19. Even though the second respondent proposed a resolution in the extraordinary general meeting that the petitioner should be directed to sell his shares to an outsider, during the hearing, counsel for the second respondent submitted that his client is willing to purchase the shares held by the petitioner on the same terms and conditions as per the agreement to sell between the petitioner and the Core BPO. I find from that agreement that the petitioner had agreed to sell his shares at par and that M/s. Core had agreed to refund the loans given by the petitioner to the company. Since I am directing parting of ways, ignoring to provide for compensation for the financial contribution made by the petitioner would be inequitable to him. Therefore, the entire investment of the petitioner both in the form of share capital of Rs. 80,000 and loan of Rs. 480.80 lakhs (subject to verification) should be refunded by the second respondent with 5 per cent, interest per annum starting from the date of incorporation of the company till the date of payment. Since the sale agreement with M/s. Core stipulates payment of the amount within a period of 8 weeks, and since I am adding the element of interest, the second respondent should ensure that the payment as above is made within 90 days from the date of receipt of this order in one or more instalments.

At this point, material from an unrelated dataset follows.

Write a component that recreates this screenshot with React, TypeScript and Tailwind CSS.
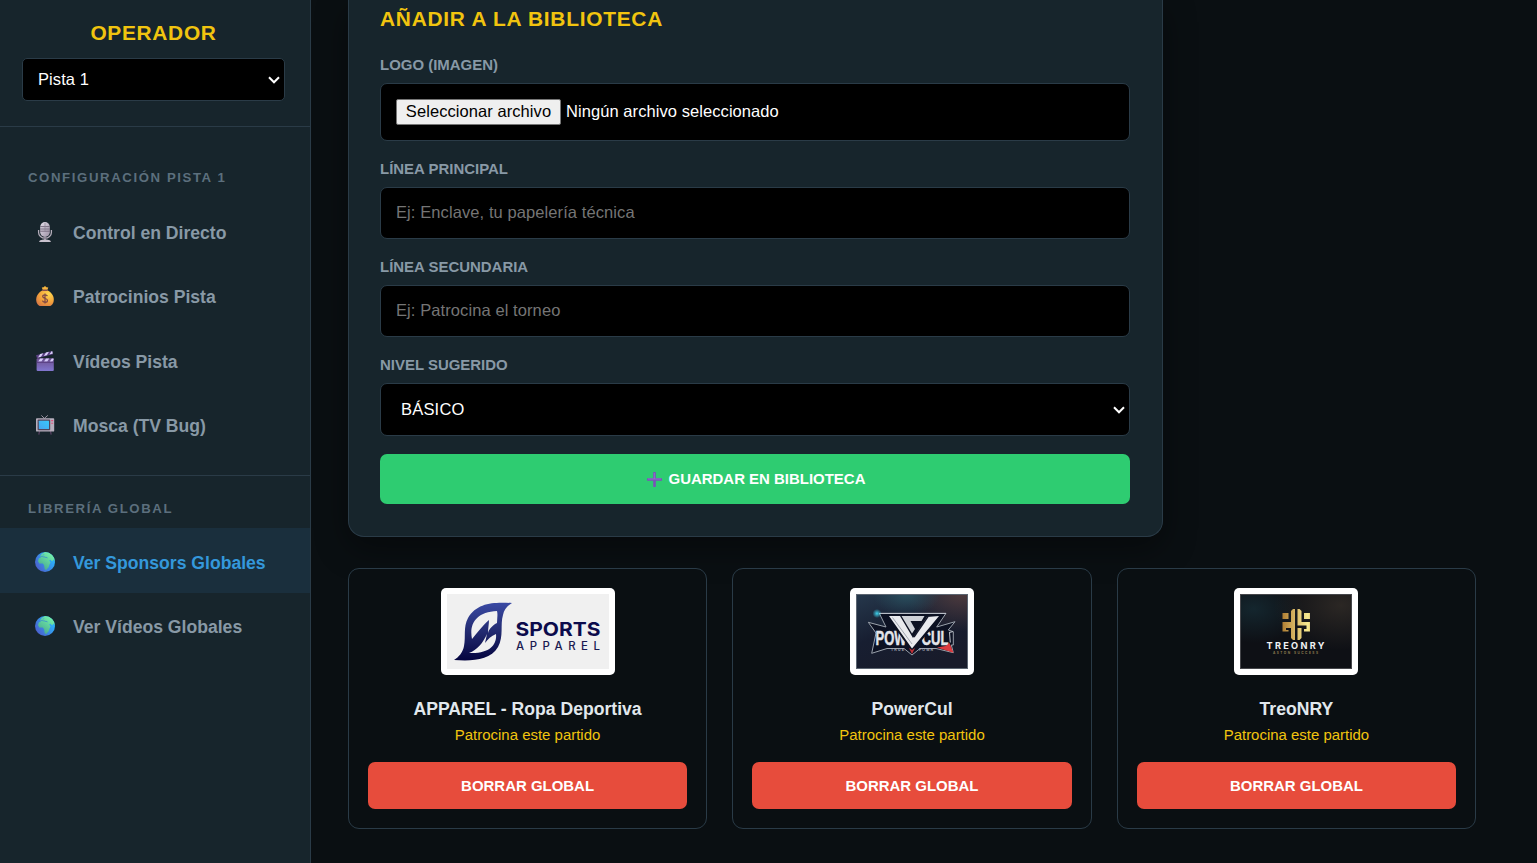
import type { ReactNode } from "react";

const FONT = "font-['Liberation_Sans',Arial,sans-serif]";

function MicIcon() {
  return (
    <svg width="20" height="20" viewBox="0 0 20 20">
      <defs>
        <linearGradient id="mic" x1="0" y1="0" x2="1" y2="1">
          <stop offset="0" stopColor="#e6e0ec" />
          <stop offset="1" stopColor="#9b90a3" />
        </linearGradient>
      </defs>
      <path d="M3.600 8v2.400a6.400 5.800 0 0 0 12.800 0V8" fill="none" stroke="#b5adba" strokeWidth="1.300" />
      <rect x="5.200" y="0" width="9.600" height="15" rx="4.800" fill="url(#mic)" />
      <path d="M5.200 4.600h9.600M5.200 7h9.600M5.200 9.200h9.600" stroke="#6f6478" strokeWidth="0.900" />
      <path d="M10 1v8.400" stroke="#8b8193" strokeWidth="0.700" />
      <rect x="9" y="15" width="2" height="3" fill="#8f8696" />
      <path d="M4.200 20c0-1.600 1.400-2.600 5.800-2.600s5.800 1 5.800 2.600z" fill="#c8c1cd" />
    </svg>
  );
}

function MoneyIcon() {
  return (
    <svg width="20" height="20" viewBox="0 0 20 20">
      <defs>
        <radialGradient id="bag" cx="0.7" cy="0.25" r="0.85">
          <stop offset="0" stopColor="#ffd84d" />
          <stop offset="0.6" stopColor="#f3a23c" />
          <stop offset="1" stopColor="#d97a45" />
        </radialGradient>
      </defs>
      <path d="M6.800 1.400 8.600 1.200 10 0l1.400 1.200 1.900.2-1.200 3H8z" fill="#f6b63e" />
      <path d="M8 4.200C4.600 5.400 1.200 9 1.200 13.400c0 4 2 6.600 5 6.600h7.600c3 0 5-2.600 5-6.600 0-4.400-3.400-8-6.800-9.200z" fill="url(#bag)" />
      <rect x="7.300" y="3.600" width="5.400" height="1.400" rx="0.700" fill="#8a4f4e" />
      <path d="M12.400 10.200c-.3-1-1.200-1.400-2.400-1.400-1.400 0-2.300.7-2.300 1.800 0 2.600 4.800 1.200 4.800 3.800 0 1.200-1 1.900-2.500 1.900-1.300 0-2.300-.5-2.600-1.600M10 7.600v10" fill="none" stroke="#7d4546" strokeWidth="1.200" />
    </svg>
  );
}

function ClapperIcon() {
  return (
    <svg width="20" height="20" viewBox="0 0 20 20">
      <defs>
        <linearGradient id="clap" x1="0" y1="0" x2="0" y2="1">
          <stop offset="0" stopColor="#6c4f8e" />
          <stop offset="1" stopColor="#8176cf" />
        </linearGradient>
      </defs>
      <path d="M1 4.200 17 0l1 3.200L2 7.200z" fill="#5b4184" />
      <path d="m3 6.400 2.200-3.300 3-.8L6 5.700zM8.800 4.900 11 1.600l3-.8-2.200 3.400zM14.400 3.500l2.200-3.300.6-.1.600 2.500z" fill="#dcd3fb" />
      <rect x="1.600" y="7.200" width="17.200" height="12.800" rx="1" fill="url(#clap)" />
      <path d="m3.200 10.600 2-3h3.200l-2 3zM9 10.600l2-3h3.200l-2 3zM14.800 10.600l2-3h1.800v1l-1.200 2z" fill="#d6cbfa" />
      <path d="M1.600 11.300h17.200" stroke="#543a7a" strokeWidth="0.900" />
    </svg>
  );
}

function TvIcon() {
  return (
    <svg width="20" height="20" viewBox="0 0 20 20">
      <defs>
        <linearGradient id="tv" x1="1" y1="0" x2="0" y2="1">
          <stop offset="0" stopColor="#38c8fb" />
          <stop offset="1" stopColor="#46a4ee" />
        </linearGradient>
      </defs>
      <path d="M6.400.4 9.400 3.400 12.800.4" fill="none" stroke="#a79fae" strokeWidth="0.900" />
      <path d="M4.600 16 3.800 19.600M15.400 16l.8 3.600" stroke="#54405f" strokeWidth="1.300" />
      <rect x="1" y="3.200" width="18.200" height="13.400" rx="0.900" fill="#b7afbd" />
      <rect x="2.600" y="4.600" width="12.600" height="10.600" rx="0.800" fill="#51475c" />
      <rect x="3.800" y="5.800" width="10.200" height="8.200" rx="0.500" fill="url(#tv)" />
      <path d="M16.200 5.600h2M16.200 8.200h2" stroke="#e0527d" strokeWidth="1.100" />
    </svg>
  );
}

function GlobeIcon() {
  return (
    <svg width="20" height="20" viewBox="0 0 20 20">
      <defs>
        <linearGradient id="sea" x1="0.900" y1="0.400" x2="0.200" y2="0.900">
          <stop offset="0" stopColor="#2bb0fb" />
          <stop offset="1" stopColor="#4a63cf" />
        </linearGradient>
        <linearGradient id="land" x1="1" y1="0" x2="0.300" y2="1">
          <stop offset="0" stopColor="#7dffb0" />
          <stop offset="1" stopColor="#48a98f" />
        </linearGradient>
        <clipPath id="globe">
          <circle cx="10" cy="10" r="10" />
        </clipPath>
      </defs>
      <g clipPath="url(#globe)">
        <rect width="20" height="20" fill="url(#sea)" />
        <path
          d="M7 1.800 10 0h7l3 4v5.400l-1.600-1.800-1.200 1.800-1.800-1.600-1.200.8 1.400 2-1 1.600-1 3-2.400 2.700-1.500-.6-.6-4-1.200-1.700-3.600-.2L3 9.200l.8-2.600 2-1.200-.6-1.300z"
          fill="url(#land)"
        />
        <path d="M5.600 4.700c1.800-.8 2.300.4 3.700.2 1.200.9 2.600.3 3.200 1" fill="none" stroke="#3a86d4" strokeWidth="0.800" />
        <path d="M9 2.200 7.800 3.600" stroke="#3fa6e6" strokeWidth="0.900" />
      </g>
    </svg>
  );
}

function PlusIcon() {
  return (
    <svg width="15" height="15" viewBox="0 0 15 15">
      <path d="M7.500.8v13.400M.8 7.500h13.400" stroke="#7b52b8" strokeWidth="2.600" strokeLinecap="round" />
      <path d="M7.300 1v6M1 7h13" stroke="#9b72d6" strokeWidth="0.800" />
    </svg>
  );
}

function Chevron({ className }: { className: string }) {
  return (
    <svg width="12" height="8" viewBox="0 0 12 8" className={`absolute pointer-events-none ${className}`}>
      <path d="m1 1.300 5 5 5-5" fill="none" stroke="#ffffff" strokeWidth="2" />
    </svg>
  );
}

function ApparelLogo() {
  return (
    <svg width="162" height="75" viewBox="0 0 162 75">
      <defs>
        <linearGradient id="apparel" x1="0" y1="0" x2="0" y2="1">
          <stop offset="0" stopColor="#3a4aa4" />
          <stop offset="0.500" stopColor="#232b70" />
          <stop offset="1" stopColor="#04043f" />
        </linearGradient>
      </defs>
      <rect width="162" height="75" fill="#f0f0f0" />
      <path
        fillRule="evenodd"
        fill="url(#apparel)"
        d="M65 9C48 8 30 8 21 24c-5 9-2 19-4 28-1 6-5 11-10 14 17 1 36 1 44-13 6-11 2-22 5-32 1-5 4-9 9-12zM25 45c-3-15 4-27 25-28 1 4 0 8 0 12-4 2-8 6-9 10 0-5 1-9 1-13-6 5-12 13-17 19zM22 59c8-3 14-10 18-19l-2 9c3-4 6-7 11-9 1 10-5 20-27 19z"
      />
      <text x="68.500" y="41.600" fontFamily="Inter, sans-serif" fontWeight="700" fontSize="19" fill="#0c0b4c" textLength="85" lengthAdjust="spacingAndGlyphs">
        SPORTS
      </text>
      <text x="69" y="55.800" fontFamily="Inter, sans-serif" fontWeight="500" fontSize="11.400" fill="#1b1a50" textLength="84">
        APPAREL
      </text>
    </svg>
  );
}

function PowerLogo() {
  return (
    <svg width="112" height="75" viewBox="0 0 112 75">
      <defs>
        <linearGradient id="powerBg" x1="0" y1="0" x2="0.600" y2="1">
          <stop offset="0" stopColor="#26384c" />
          <stop offset="0.500" stopColor="#171e31" />
          <stop offset="1" stopColor="#181b2a" />
        </linearGradient>
        <radialGradient id="powerWarm" cx="0.950" cy="0" r="0.500">
          <stop offset="0" stopColor="#4d3a3d" />
          <stop offset="1" stopColor="#4d3a3d" stopOpacity="0" />
        </radialGradient>
        <radialGradient id="powerTeal" cx="0.450" cy="0" r="0.300">
          <stop offset="0" stopColor="#2a4f5e" />
          <stop offset="1" stopColor="#2a4f5e" stopOpacity="0" />
        </radialGradient>
        <radialGradient id="spark">
          <stop offset="0" stopColor="#3ed2ee" />
          <stop offset="1" stopColor="#3ed2ee" stopOpacity="0" />
        </radialGradient>
      </defs>
      <rect width="112" height="75" fill="url(#powerBg)" />
      <rect width="112" height="75" fill="url(#powerWarm)" />
      <rect width="112" height="75" fill="url(#powerTeal)" />
      <rect x="0.500" y="0.500" width="111" height="74" fill="none" stroke="#5b6470" />
      <path
        d="M12.300 28.300 30 33l-6.700-13.700H90L80.700 33 99 27.700 92.300 36l5 1.700V51l-2 0 2 7.700L80 54.500H64L56 61l-8-6.500H31l-15.300 4.800L20 39z"
        fill="#0c1122"
        stroke="#9aa1ab"
        strokeWidth="1"
      />
      <g fontFamily="Liberation Sans, Arial, sans-serif" fontWeight="700" fill="#e4e5ea" stroke="#e4e5ea" strokeWidth="0.500">
        <text x="19.500" y="51" fontSize="21" textLength="31" lengthAdjust="spacingAndGlyphs">
          POW
        </text>
        <text x="65.500" y="51" fontSize="21" textLength="27" lengthAdjust="spacingAndGlyphs">
          CUL
        </text>
      </g>
      <path d="M30 21h57L56 58z" fill="#0c1122" />
      <path d="M33 22h11l13 22 14-21 12-1L56 54.500z" fill="#e9eaee" />
      <path d="M45.500 22h23l-3 5H54.500l4.500 8-3 4.500z" fill="#cfd2d8" />
      <path d="M36.500 23.500 56 50" stroke="#8e949f" strokeWidth="0.800" />
      <path d="M72 22.500 58 43" stroke="#131729" strokeWidth="1.400" />
      <path d="M23 19.500h67" stroke="#b9bec7" strokeWidth="1.200" />
      <path d="m56 60-3-6 3 2 3-2z" fill="#bd3238" />
      <path d="m81 53.500 8.500-1.500 4-3 4 9.700z" fill="#dc3b40" />
      <path d="m97 37.500-3.500 1 .8 10" fill="none" stroke="#b5bac2" strokeWidth="1.100" />
      <circle cx="21" cy="19.500" r="4.500" fill="url(#spark)" />
      <g fontFamily="Liberation Sans, Arial, sans-serif" fontWeight="700" fontSize="3.500" fill="#a7abb6">
        <text x="35" y="57" textLength="13">
          TRUE
        </text>
        <text x="63" y="57" textLength="14">
          POWR
        </text>
      </g>
    </svg>
  );
}

function TreonryLogo() {
  return (
    <svg width="112" height="75" viewBox="0 0 112 75">
      <defs>
        <radialGradient id="treoTeal" cx="0.120" cy="0.200" r="0.450">
          <stop offset="0" stopColor="#14262e" />
          <stop offset="1" stopColor="#14262e" stopOpacity="0" />
        </radialGradient>
        <radialGradient id="treoBrown" cx="0.900" cy="0.150" r="0.600">
          <stop offset="0" stopColor="#2b2724" />
          <stop offset="1" stopColor="#2b2724" stopOpacity="0" />
        </radialGradient>
        <linearGradient id="gold" gradientUnits="userSpaceOnUse" x1="42" y1="0" x2="71" y2="0">
          <stop offset="0" stopColor="#ae7c31" />
          <stop offset="0.450" stopColor="#d9b765" />
          <stop offset="0.900" stopColor="#f7ea91" />
          <stop offset="1" stopColor="#dfc067" />
        </linearGradient>
      </defs>
      <rect width="112" height="75" fill="#0e1015" />
      <rect width="112" height="75" fill="url(#treoTeal)" />
      <rect width="112" height="75" fill="url(#treoBrown)" />
      <rect x="0.500" y="0.500" width="111" height="74" fill="none" stroke="#45464a" />
      <g fill="url(#gold)">
        <path d="M42.500 19h6v6h-6zM64 19h6v6h-6z" />
        <path d="m51 17 2-2h2v31h-2l-2-2V34h-5v2h2.500v1.500h-6V28H51z" />
        <path d="M57.500 15h2l2 2v11H70v9.500h-6V35h2.500v-3.500h-9z" />
        <path d="M57.500 34h4v10l-2 2h-2z" />
      </g>
      <text x="26.500" y="54.800" fontFamily="Inter, sans-serif" fontWeight="700" fontSize="9.200" fill="#f1f1f2" textLength="58">
        TREONRY
      </text>
      <text x="33" y="60.300" fontFamily="Inter, sans-serif" fontWeight="700" fontSize="3.200" fill="#8d7b50" textLength="45">
        ASTON SUCCESS
      </text>
    </svg>
  );
}

interface NavItemProps {
  icon: ReactNode;
  label: string;
  active?: boolean;
}

function NavItem({ icon, label, active = false }: NavItemProps) {
  return (
    <button
      className={`flex h-[64.400px] w-full items-center pt-[3px] pl-[35px] text-left text-[17.600px] font-bold ${
        active ? "bg-[#1a2f3d] text-[#3498db]" : "text-[#8899a6]"
      }`}
    >
      <span className="mr-[18px] w-5 shrink-0">{icon}</span>
      <span className="pt-[2px]">{label}</span>
    </button>
  );
}

function Field({ label, children }: { label: string; children: ReactNode }) {
  return (
    <div className="mb-[18px]">
      <label className="mb-2 block h-5 text-[14.960px] leading-[19px] font-bold text-[#8899a6]">{label}</label>
      {children}
    </div>
  );
}

const inputClass =
  "block h-[52px] w-full rounded-[7px] border border-[#2a3b47] bg-black px-[15px] pb-[2px] text-[16.500px] tracking-[0.090px] text-white placeholder:text-[#757575]";

const sponsors = [
  { name: "APPAREL - Ropa Deportiva", tagline: "Patrocina este partido", logo: <ApparelLogo /> },
  { name: "PowerCul", tagline: "Patrocina este partido", logo: <PowerLogo /> },
  { name: "TreoNRY", tagline: "Patrocina este partido", logo: <TreonryLogo /> },
];

function Sidebar() {
  return (
    <aside className="w-[311px] shrink-0 border-r border-[#2a3b47] bg-[#17252c]">
      <div className="h-[127px] border-b border-[#2a3b47] pt-[18px] pr-[25px] pl-[22px]">
        <h1 className="h-10 text-center text-[20.900px] leading-[29px] font-bold tracking-[0.680px] text-[#f1c40f]">OPERADOR</h1>
        <div className="relative">
          <select className="block h-[43px] w-full appearance-none rounded-[5px] border border-[#2a3b47] bg-black px-[15px] text-[16.500px] tracking-[0.090px] text-white">
            <option>Pista 1</option>
          </select>
          <Chevron className="top-[18px] right-[5px]" />
        </div>
      </div>

      <nav>
        <p className="h-[71.400px] pt-[41px] pl-7 text-[13.200px] leading-5 font-bold tracking-[1.600px] text-[#5c6f7d]">
          CONFIGURACIÓN PISTA 1
        </p>
        <NavItem icon={<MicIcon />} label="Control en Directo" />
        <NavItem icon={<MoneyIcon />} label="Patrocinios Pista" />
        <NavItem icon={<ClapperIcon />} label="Vídeos Pista" />
        <NavItem icon={<TvIcon />} label="Mosca (TV Bug)" />
        <p className="mt-[19px] h-[53.400px] border-t border-[#2a3b47] pt-[23px] pl-7 text-[13.200px] leading-5 font-bold tracking-[1.600px] text-[#5c6f7d]">
          LIBRERÍA GLOBAL
        </p>
        <NavItem icon={<GlobeIcon />} label="Ver Sponsors Globales" active />
        <NavItem icon={<GlobeIcon />} label="Ver Vídeos Globales" />
      </nav>
    </aside>
  );
}

export default function App() {
  return (
    <div className={`flex h-[863px] w-full overflow-hidden bg-[#0a0f12] ${FONT}`}>
      <Sidebar />

      <main className="flex-1 overflow-hidden pl-[37px]">
        <section className="h-[537px] w-[815px] rounded-b-[16px] border border-t-0 border-[#2a3b47] bg-[#17252c] pt-[4px] pr-8 pl-[31px] shadow-[0_11px_33px_rgba(0,0,0,0.400)]">
          <h2 className="mb-[21px] h-[30px] text-[20.900px] leading-[30px] font-bold tracking-[0.730px] text-[#f1c40f]">
            AÑADIR A LA BIBLIOTECA
          </h2>

          <Field label="LOGO (IMAGEN)">
            <div className="flex h-[58px] w-full items-center rounded-[7px] border border-[#2a3b47] bg-black px-[15px] text-[16.500px] tracking-[0.070px] text-white">
              <button className="mr-[5px] h-[26px] w-[165px] rounded-[2px] border border-[#767676] bg-[#efefef] pb-[2px] text-center leading-[22px] text-black">
                Seleccionar archivo
              </button>
              <span className="pb-[2px]">Ningún archivo seleccionado</span>
            </div>
          </Field>

          <Field label="LÍNEA PRINCIPAL">
            <input className={inputClass} placeholder="Ej: Enclave, tu papelería técnica" />
          </Field>

          <Field label="LÍNEA SECUNDARIA">
            <input className={inputClass} placeholder="Ej: Patrocina el torneo" />
          </Field>

          <Field label="NIVEL SUGERIDO">
            <div className="relative">
              <select className="block h-[53px] w-full appearance-none rounded-[7px] border border-[#2a3b47] bg-black px-5 text-[16.500px] tracking-[0.200px] text-white">
                <option>BÁSICO</option>
              </select>
              <Chevron className="top-[23px] right-[5px]" />
            </div>
          </Field>

          <button className="flex h-[50px] w-full items-center justify-center gap-[7px] rounded-[7px] bg-[#2ecc71] pl-[2px] text-[14.960px] font-bold text-white">
            <PlusIcon />
            <span className="pt-px">GUARDAR EN BIBLIOTECA</span>
          </button>
        </section>

        <div className="mt-[31px] grid w-[1128px] grid-cols-3 gap-[25.300px]">
          {sponsors.map((s) => (
            <article
              key={s.name}
              className="flex h-[261px] flex-col items-center rounded-[11px] border border-[#2a3b47] bg-[#0a0f12] px-[19px] pt-[19px]"
            >
              <div className="rounded-[5px] bg-white p-[6px]">{s.logo}</div>
              <h3 className="mt-[22px] text-[17.600px] leading-6 font-bold text-[#e1e8ed]">{s.name}</h3>
              <p className="mt-1 text-[14.960px] leading-5 text-[#f1c40f]">{s.tagline}</p>
              <button className="mt-[17px] h-[47px] w-full rounded-[7px] bg-[#e74c3c] pt-px text-[14.960px] font-bold text-white">
                BORRAR GLOBAL
              </button>
            </article>
          ))}
        </div>
      </main>
    </div>
  );
}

20. In view of my directing the petitioner to sell his shares to the second respondent, the appointment of two directors approved in the extraordinary general meeting shall not be given effect to and if any decision had been taken by the reconstituted board, the same shall have no effect. However, the petitioner will continue as a director till the entire payment towards his shares and loans is paid to him. If any board meeting is held during the interregnum, the petitioner should be given seven days notice to enable him or his authorized representative to attend the meeting and no decision prejudicial to the interest of the petitioner shall be taken. On payment of full dues as above to the petitioner, he will cease to be a director and the second respondent would be at liberty to reconstitute the board. I further stipulate that at least for a period of two years from the date of full payment to the petitioner, the second respondent should continue to hold majority shares in the company as well as control of the company. This is with a view to ensure that the control and management of the company do not change hands after acquiring the company from one of the promoters of the company, viz., the petitioner. Even though, M/s. Core is not a party to the proceeding, it was represented by Ms. Priya Kumar, advocate on a complaint by the second respondent that M/s. Core, had not complied with certain directions given by this Board. She made a statement at the bar that M/s. Core BPO would fully co-operate and sort out all the issues with the person taking control of the company by the order of this Board. Now that the second respondent will be in control of the company by virtue of this order, M/s. Core should honour the statement made before this Board by its counsel. The second respondent will withdraw all the cases against the petitioner as well as against M/s. Core at the earliest and till then she shall not take any further steps to proceed with the same. Should for any reason, the second respondent does not pay the full amount due as per this order to the petitioner within the stipulated time, the right to purchase the interests of the second respondent in respect of her shares and the loans given by her in the company will automatically vest in the petitioner and he will be bound by the same terms and conditions as above.

21. The petition is disposed of in the above terms, vacating all the interim reorders and without any order as to costs.